# Exercise prompt
From the listing, collect all lines containing the word "with".

# Provided information

== == ==

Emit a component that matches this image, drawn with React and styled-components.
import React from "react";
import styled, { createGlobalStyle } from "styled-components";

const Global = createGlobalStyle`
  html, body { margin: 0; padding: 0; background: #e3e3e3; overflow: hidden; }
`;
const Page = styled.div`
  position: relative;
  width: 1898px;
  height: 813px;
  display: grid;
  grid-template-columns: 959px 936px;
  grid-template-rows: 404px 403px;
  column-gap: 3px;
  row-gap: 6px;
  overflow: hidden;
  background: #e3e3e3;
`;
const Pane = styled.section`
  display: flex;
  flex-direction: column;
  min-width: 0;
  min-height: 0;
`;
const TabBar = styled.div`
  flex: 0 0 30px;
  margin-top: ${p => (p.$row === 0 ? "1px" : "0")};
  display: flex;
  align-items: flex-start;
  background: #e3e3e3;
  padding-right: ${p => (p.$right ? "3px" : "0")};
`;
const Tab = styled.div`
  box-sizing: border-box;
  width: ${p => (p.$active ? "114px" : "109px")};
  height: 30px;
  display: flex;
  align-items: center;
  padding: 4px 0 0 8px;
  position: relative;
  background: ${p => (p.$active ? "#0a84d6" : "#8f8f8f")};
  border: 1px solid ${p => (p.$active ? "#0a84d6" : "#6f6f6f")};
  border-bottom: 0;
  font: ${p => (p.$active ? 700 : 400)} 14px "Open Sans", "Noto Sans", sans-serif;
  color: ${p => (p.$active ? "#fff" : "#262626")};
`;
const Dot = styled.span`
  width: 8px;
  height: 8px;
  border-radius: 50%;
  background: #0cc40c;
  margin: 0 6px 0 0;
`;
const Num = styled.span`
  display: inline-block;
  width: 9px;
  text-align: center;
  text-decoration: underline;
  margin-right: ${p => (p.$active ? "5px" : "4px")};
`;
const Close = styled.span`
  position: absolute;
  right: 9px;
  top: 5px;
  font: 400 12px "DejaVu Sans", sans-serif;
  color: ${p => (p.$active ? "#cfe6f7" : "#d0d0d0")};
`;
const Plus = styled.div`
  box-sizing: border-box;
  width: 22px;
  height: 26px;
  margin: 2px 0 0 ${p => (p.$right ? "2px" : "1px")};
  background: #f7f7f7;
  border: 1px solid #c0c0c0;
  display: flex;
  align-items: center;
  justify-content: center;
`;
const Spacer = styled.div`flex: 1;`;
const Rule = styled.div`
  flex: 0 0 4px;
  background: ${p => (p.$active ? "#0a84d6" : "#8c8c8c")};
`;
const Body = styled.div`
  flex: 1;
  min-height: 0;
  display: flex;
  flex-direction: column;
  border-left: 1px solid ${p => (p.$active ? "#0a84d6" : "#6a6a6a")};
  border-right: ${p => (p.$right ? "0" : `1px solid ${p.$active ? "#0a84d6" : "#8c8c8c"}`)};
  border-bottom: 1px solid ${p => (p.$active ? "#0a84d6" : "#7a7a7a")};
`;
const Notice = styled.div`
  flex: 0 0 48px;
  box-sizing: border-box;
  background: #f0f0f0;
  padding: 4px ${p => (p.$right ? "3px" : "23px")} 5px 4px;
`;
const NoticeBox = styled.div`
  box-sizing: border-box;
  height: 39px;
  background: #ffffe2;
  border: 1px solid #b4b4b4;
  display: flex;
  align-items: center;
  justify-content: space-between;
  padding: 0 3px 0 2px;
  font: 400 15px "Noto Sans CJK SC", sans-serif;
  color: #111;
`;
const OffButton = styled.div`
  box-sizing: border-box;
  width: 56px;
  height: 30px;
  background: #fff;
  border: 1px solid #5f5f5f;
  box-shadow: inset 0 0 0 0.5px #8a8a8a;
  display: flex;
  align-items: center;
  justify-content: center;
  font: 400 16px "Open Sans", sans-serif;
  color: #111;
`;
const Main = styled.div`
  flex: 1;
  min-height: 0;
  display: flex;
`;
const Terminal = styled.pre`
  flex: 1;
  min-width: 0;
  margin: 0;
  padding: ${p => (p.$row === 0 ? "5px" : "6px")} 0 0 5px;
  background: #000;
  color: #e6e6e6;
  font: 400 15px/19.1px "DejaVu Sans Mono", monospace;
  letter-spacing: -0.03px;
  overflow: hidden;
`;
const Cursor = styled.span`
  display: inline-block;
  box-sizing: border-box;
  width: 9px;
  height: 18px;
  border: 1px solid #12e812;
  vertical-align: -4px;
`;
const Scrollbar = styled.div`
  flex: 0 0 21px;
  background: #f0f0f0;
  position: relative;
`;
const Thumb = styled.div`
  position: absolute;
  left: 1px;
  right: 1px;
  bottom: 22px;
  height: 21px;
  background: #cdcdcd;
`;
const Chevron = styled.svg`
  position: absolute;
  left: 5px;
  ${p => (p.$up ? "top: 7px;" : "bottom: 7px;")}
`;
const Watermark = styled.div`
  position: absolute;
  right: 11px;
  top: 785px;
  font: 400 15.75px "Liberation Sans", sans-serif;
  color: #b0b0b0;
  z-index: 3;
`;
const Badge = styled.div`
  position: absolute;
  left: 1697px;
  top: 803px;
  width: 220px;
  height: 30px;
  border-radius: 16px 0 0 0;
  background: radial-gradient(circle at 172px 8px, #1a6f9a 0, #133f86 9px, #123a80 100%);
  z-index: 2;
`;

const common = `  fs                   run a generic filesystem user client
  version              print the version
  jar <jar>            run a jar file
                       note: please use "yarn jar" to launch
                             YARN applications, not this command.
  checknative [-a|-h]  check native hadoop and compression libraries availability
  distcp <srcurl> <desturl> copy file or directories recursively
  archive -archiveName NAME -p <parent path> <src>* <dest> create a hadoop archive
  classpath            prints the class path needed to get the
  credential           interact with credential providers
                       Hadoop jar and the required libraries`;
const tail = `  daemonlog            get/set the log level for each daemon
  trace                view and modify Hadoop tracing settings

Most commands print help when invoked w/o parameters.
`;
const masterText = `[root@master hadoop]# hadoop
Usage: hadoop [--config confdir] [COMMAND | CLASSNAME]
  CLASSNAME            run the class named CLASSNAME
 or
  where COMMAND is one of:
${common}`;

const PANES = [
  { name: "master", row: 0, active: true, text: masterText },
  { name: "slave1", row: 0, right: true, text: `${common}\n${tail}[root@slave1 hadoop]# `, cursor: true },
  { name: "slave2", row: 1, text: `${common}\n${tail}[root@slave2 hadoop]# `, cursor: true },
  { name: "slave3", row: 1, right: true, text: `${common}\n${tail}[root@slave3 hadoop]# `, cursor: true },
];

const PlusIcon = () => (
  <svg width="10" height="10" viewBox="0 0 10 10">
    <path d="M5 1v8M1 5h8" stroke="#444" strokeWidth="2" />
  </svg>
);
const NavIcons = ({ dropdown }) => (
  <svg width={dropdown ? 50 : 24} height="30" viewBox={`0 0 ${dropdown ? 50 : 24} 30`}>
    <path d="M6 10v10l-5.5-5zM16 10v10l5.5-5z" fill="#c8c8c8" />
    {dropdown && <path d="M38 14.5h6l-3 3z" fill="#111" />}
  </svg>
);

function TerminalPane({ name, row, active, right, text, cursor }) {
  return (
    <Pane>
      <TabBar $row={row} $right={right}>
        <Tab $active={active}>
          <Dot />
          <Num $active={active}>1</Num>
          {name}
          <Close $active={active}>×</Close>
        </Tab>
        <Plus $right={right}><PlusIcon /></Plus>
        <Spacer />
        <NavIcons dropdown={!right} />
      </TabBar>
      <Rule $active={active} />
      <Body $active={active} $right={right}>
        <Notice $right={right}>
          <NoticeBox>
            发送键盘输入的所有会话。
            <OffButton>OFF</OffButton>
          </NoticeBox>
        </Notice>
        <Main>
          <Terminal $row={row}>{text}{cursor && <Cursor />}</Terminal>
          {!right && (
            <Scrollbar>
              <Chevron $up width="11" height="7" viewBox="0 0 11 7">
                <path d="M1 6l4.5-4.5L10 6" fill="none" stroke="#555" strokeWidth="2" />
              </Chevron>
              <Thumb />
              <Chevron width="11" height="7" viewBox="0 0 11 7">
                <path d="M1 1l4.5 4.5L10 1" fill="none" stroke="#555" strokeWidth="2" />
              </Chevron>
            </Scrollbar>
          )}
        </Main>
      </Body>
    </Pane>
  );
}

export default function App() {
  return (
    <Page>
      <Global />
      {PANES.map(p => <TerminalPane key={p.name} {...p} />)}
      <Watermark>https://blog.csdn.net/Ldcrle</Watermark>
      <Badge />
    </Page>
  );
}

== == ==

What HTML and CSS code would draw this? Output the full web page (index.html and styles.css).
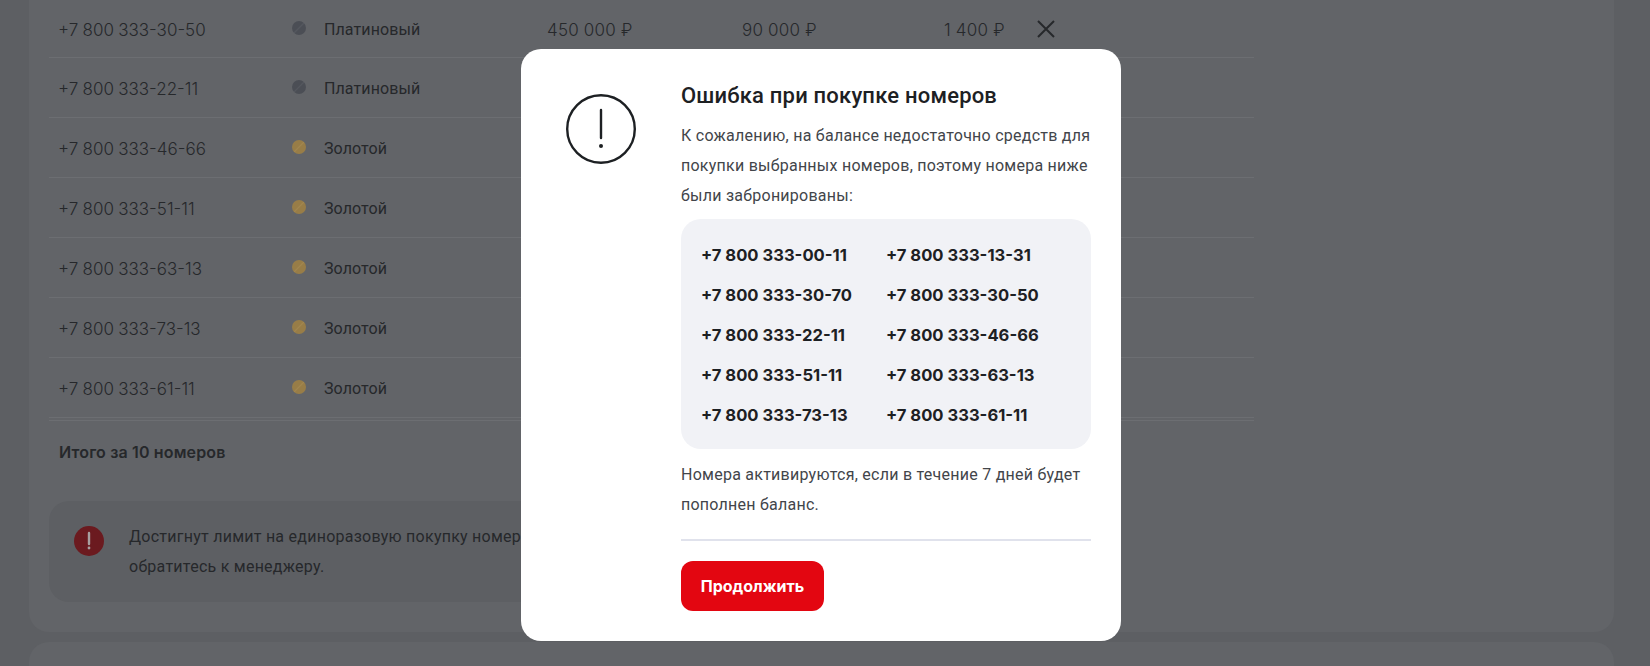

== == ==

# Written solution
Emit a component that matches this image, drawn with React and styled-components.
  credential           interact with credential providers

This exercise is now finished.